El resto del año Bren conduce un camión de transporte de grano. El cultivo de trigo de secano comporta que no hay irrigación y tampoco hay mucho dinero. En la década de 1980 los padres del pueblo estaban buscando una forma de conseguir dinero para el centenario de Lind. Dice Mark Schoesler, el conductor de la número 11, una cosechadora Massey Super 92 de 1965 pintada de verde y bautizada Tortuga:
– El instigador fue Bill Loomis, de Camiones y Tractores Loomis. Repartió cosechadoras viejas entre la población. Las vendió a bajo precio. Las cambió por otras cosas. Se prestó a cualquier tipo de trato que la gente quisiera llevar a cabo. Y salió tan increíblemente bien que nadie pudo dejar de hacerlo.
Ahora, en la decimoquinta edición, unas tres mil personas acuden y pagan diez dólares por cabeza para ver cómo Schoesler embiste con su cosechadora a otras diecisiete máquinas, una y otra vez, durante cuatro horas, hasta que solo una de ellas sigue funcionando.

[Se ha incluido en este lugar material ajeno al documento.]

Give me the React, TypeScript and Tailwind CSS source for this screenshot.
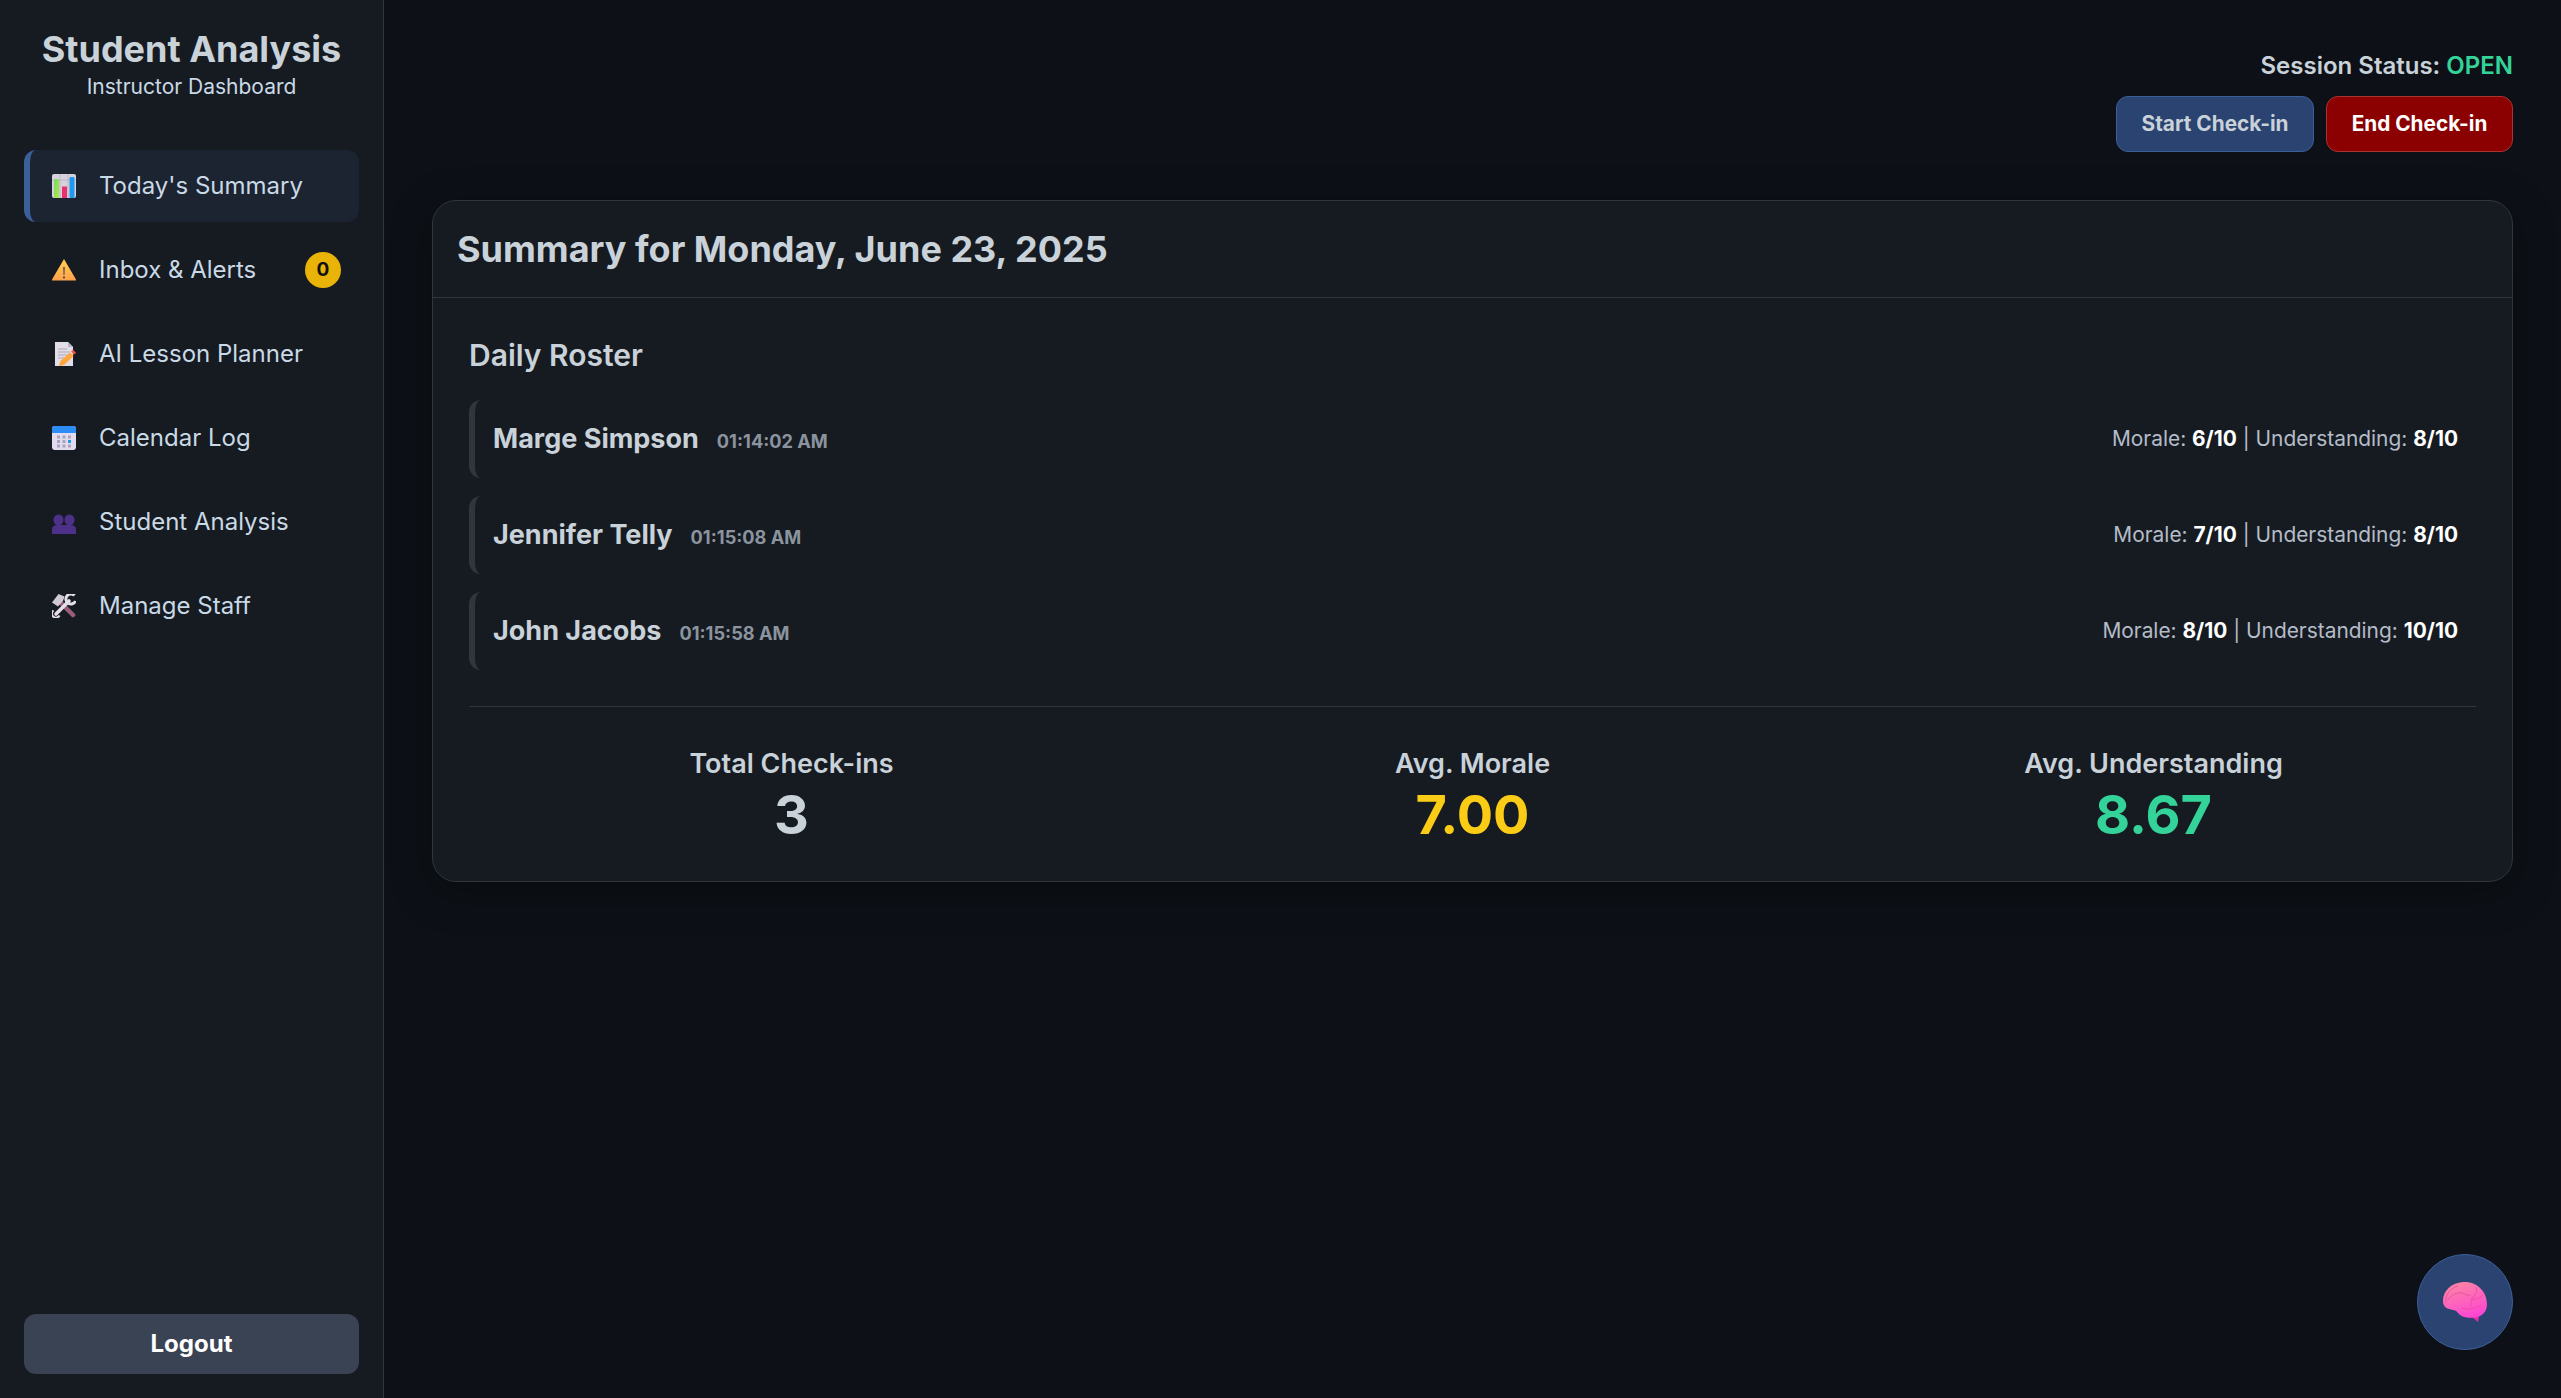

Las normas: el morro tiene que estar como mínimo a cuarenta centímetros del suelo. Solo se pueden llevar veinte litros de gasolina y el tanque de gasolina tiene que estar protegido por el depósito del trigo en la parte central de cada cosechadora. Se pueden usar solamente diez piezas de hierro angular para reforzar la máquina. Hay que quitar todo el cristal de la cabina. No se pueden rellenar los neumáticos de calcio ni de cemento para conseguir mejor tracción. Hay que tener por lo menos dieciocho años, llevar casco y cinturón de seguridad. La cosechadora ha de tener por lo menos veinticinco años de antigüedad. Hay que pagar cincuenta dólares en concepto de inscripción.